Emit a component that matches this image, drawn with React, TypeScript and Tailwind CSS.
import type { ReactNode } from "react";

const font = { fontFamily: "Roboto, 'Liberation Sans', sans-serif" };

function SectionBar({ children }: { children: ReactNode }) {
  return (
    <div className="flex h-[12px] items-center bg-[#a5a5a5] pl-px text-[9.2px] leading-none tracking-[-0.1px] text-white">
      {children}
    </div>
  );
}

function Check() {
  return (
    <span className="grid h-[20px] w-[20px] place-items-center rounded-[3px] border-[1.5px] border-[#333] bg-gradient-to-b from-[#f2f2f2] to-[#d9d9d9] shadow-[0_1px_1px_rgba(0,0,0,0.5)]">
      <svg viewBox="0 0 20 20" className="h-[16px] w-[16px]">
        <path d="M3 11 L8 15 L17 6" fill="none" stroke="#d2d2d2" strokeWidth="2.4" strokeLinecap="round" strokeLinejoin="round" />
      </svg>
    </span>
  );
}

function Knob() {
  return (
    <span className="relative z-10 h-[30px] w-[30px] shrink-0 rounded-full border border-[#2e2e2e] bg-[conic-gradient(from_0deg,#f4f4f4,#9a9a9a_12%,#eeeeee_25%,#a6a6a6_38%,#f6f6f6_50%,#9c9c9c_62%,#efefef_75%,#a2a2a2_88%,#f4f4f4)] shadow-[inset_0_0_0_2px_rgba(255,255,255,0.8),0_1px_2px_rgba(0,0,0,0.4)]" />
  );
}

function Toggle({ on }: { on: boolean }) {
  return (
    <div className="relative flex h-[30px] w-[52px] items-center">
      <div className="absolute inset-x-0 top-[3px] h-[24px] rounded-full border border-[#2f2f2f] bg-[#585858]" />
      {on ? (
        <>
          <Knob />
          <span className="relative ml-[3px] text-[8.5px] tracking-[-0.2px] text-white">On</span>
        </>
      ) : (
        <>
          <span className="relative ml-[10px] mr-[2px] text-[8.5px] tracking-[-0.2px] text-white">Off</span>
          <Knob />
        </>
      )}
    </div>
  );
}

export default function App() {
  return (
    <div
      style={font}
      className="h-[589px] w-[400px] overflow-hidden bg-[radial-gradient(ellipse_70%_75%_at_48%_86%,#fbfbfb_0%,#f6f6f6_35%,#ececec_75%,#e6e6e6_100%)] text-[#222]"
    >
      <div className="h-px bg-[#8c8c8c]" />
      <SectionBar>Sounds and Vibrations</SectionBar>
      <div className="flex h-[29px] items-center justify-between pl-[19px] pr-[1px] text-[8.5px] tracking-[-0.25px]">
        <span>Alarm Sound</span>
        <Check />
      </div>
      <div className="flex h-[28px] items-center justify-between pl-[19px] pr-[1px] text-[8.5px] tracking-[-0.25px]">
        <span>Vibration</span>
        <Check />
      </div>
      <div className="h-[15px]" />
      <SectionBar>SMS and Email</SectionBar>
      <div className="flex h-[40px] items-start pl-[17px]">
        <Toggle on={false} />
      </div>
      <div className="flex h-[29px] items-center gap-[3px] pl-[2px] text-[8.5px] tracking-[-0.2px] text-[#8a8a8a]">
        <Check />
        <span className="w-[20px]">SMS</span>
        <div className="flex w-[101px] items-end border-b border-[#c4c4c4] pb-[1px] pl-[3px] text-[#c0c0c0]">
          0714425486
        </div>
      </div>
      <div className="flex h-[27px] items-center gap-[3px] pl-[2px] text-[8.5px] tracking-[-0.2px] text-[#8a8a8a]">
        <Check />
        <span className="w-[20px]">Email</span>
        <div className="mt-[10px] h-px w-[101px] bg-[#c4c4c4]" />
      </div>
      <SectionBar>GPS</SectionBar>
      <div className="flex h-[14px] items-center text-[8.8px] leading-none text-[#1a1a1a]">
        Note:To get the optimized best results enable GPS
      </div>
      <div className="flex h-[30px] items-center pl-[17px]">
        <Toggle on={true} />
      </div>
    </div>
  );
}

**STATED TASK:**
Exactly reproduce every line of the data above.

**WORKED SOLUTION:**
Emit a component that matches this image, drawn with React, TypeScript and Tailwind CSS.
import type { ReactNode } from "react";

const font = { fontFamily: "Roboto, 'Liberation Sans', sans-serif" };

function SectionBar({ children }: { children: ReactNode }) {
  return (
    <div className="flex h-[12px] items-center bg-[#a5a5a5] pl-px text-[9.2px] leading-none tracking-[-0.1px] text-white">
      {children}
    </div>
  );
}

function Check() {
  return (
    <span className="grid h-[20px] w-[20px] place-items-center rounded-[3px] border-[1.5px] border-[#333] bg-gradient-to-b from-[#f2f2f2] to-[#d9d9d9] shadow-[0_1px_1px_rgba(0,0,0,0.5)]">
      <svg viewBox="0 0 20 20" className="h-[16px] w-[16px]">
        <path d="M3 11 L8 15 L17 6" fill="none" stroke="#d2d2d2" strokeWidth="2.4" strokeLinecap="round" strokeLinejoin="round" />
      </svg>
    </span>
  );
}

function Knob() {
  return (
    <span className="relative z-10 h-[30px] w-[30px] shrink-0 rounded-full border border-[#2e2e2e] bg-[conic-gradient(from_0deg,#f4f4f4,#9a9a9a_12%,#eeeeee_25%,#a6a6a6_38%,#f6f6f6_50%,#9c9c9c_62%,#efefef_75%,#a2a2a2_88%,#f4f4f4)] shadow-[inset_0_0_0_2px_rgba(255,255,255,0.8),0_1px_2px_rgba(0,0,0,0.4)]" />
  );
}

function Toggle({ on }: { on: boolean }) {
  return (
    <div className="relative flex h-[30px] w-[52px] items-center">
      <div className="absolute inset-x-0 top-[3px] h-[24px] rounded-full border border-[#2f2f2f] bg-[#585858]" />
      {on ? (
        <>
          <Knob />
          <span className="relative ml-[3px] text-[8.5px] tracking-[-0.2px] text-white">On</span>
        </>
      ) : (
        <>
          <span className="relative ml-[10px] mr-[2px] text-[8.5px] tracking-[-0.2px] text-white">Off</span>
          <Knob />
        </>
      )}
    </div>
  );
}

export default function App() {
  return (
    <div
      style={font}
      className="h-[589px] w-[400px] overflow-hidden bg-[radial-gradient(ellipse_70%_75%_at_48%_86%,#fbfbfb_0%,#f6f6f6_35%,#ececec_75%,#e6e6e6_100%)] text-[#222]"
    >
      <div className="h-px bg-[#8c8c8c]" />
      <SectionBar>Sounds and Vibrations</SectionBar>
      <div className="flex h-[29px] items-center justify-between pl-[19px] pr-[1px] text-[8.5px] tracking-[-0.25px]">
        <span>Alarm Sound</span>
        <Check />
      </div>
      <div className="flex h-[28px] items-center justify-between pl-[19px] pr-[1px] text-[8.5px] tracking-[-0.25px]">
        <span>Vibration</span>
        <Check />
      </div>
      <div className="h-[15px]" />
      <SectionBar>SMS and Email</SectionBar>
      <div className="flex h-[40px] items-start pl-[17px]">
        <Toggle on={false} />
      </div>
      <div className="flex h-[29px] items-center gap-[3px] pl-[2px] text-[8.5px] tracking-[-0.2px] text-[#8a8a8a]">
        <Check />
        <span className="w-[20px]">SMS</span>
        <div className="flex w-[101px] items-end border-b border-[#c4c4c4] pb-[1px] pl-[3px] text-[#c0c0c0]">
          0714425486
        </div>
      </div>
      <div className="flex h-[27px] items-center gap-[3px] pl-[2px] text-[8.5px] tracking-[-0.2px] text-[#8a8a8a]">
        <Check />
        <span className="w-[20px]">Email</span>
        <div className="mt-[10px] h-px w-[101px] bg-[#c4c4c4]" />
      </div>
      <SectionBar>GPS</SectionBar>
      <div className="flex h-[14px] items-center text-[8.8px] leading-none text-[#1a1a1a]">
        Note:To get the optimized best results enable GPS
      </div>
      <div className="flex h-[30px] items-center pl-[17px]">
        <Toggle on={true} />
      </div>
    </div>
  );
}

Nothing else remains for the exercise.